Short exercise. Report how many lines hold the string "this". Give the number and nothing else.

Input data.
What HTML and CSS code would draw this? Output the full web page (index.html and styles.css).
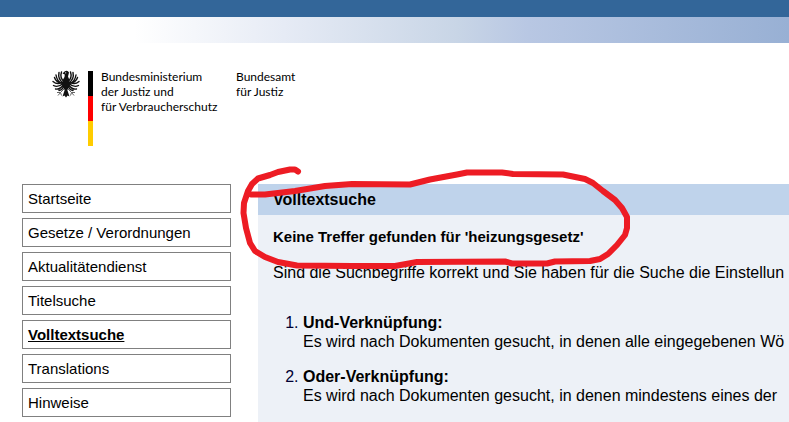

...

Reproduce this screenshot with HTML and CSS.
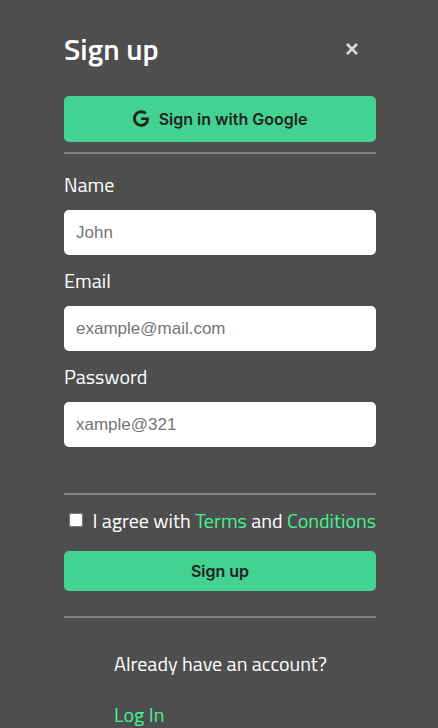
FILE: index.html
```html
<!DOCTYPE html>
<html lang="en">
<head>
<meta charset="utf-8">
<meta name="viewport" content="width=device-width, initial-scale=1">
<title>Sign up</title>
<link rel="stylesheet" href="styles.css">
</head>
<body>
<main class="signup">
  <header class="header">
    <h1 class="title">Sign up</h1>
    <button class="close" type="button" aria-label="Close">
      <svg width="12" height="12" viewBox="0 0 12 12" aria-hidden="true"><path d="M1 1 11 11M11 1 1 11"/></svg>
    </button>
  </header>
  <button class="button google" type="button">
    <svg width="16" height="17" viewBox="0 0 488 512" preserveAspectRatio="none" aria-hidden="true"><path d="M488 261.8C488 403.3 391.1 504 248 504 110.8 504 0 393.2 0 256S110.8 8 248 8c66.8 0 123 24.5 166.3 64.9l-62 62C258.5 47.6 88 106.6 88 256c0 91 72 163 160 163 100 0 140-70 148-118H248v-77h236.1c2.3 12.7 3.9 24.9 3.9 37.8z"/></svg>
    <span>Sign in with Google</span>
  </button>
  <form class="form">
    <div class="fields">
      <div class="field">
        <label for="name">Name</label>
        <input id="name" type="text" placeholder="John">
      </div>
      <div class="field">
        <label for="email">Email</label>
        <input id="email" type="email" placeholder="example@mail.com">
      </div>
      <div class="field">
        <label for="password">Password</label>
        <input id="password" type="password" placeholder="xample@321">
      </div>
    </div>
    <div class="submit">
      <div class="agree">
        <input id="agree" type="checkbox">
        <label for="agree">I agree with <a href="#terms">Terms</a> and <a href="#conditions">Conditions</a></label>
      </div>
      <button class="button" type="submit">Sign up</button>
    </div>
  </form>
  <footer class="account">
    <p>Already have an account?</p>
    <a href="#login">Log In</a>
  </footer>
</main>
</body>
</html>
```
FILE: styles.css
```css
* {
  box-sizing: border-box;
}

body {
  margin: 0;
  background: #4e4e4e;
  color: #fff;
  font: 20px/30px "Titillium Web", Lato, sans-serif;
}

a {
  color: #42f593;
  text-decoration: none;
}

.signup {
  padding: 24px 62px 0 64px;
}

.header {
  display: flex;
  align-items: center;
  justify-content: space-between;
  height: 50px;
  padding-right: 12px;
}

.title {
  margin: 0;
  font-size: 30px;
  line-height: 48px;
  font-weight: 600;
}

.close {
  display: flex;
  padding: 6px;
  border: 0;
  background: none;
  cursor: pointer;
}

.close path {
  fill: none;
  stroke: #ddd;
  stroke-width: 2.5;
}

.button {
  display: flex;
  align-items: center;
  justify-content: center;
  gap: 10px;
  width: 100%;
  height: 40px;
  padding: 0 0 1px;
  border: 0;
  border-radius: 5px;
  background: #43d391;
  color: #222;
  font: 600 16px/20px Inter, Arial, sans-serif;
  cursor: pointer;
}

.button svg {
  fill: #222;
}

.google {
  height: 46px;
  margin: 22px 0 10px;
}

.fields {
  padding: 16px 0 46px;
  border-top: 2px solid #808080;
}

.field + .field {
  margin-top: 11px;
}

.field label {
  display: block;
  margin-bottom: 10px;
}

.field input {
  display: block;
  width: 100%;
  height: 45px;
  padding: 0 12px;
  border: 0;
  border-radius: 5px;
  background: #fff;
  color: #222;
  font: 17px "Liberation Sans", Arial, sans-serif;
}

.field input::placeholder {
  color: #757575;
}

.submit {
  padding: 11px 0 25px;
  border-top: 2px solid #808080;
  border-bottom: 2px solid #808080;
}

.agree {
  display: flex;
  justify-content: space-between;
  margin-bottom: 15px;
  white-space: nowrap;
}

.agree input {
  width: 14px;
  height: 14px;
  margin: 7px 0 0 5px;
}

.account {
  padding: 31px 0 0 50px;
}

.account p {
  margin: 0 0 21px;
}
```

Right answer. 2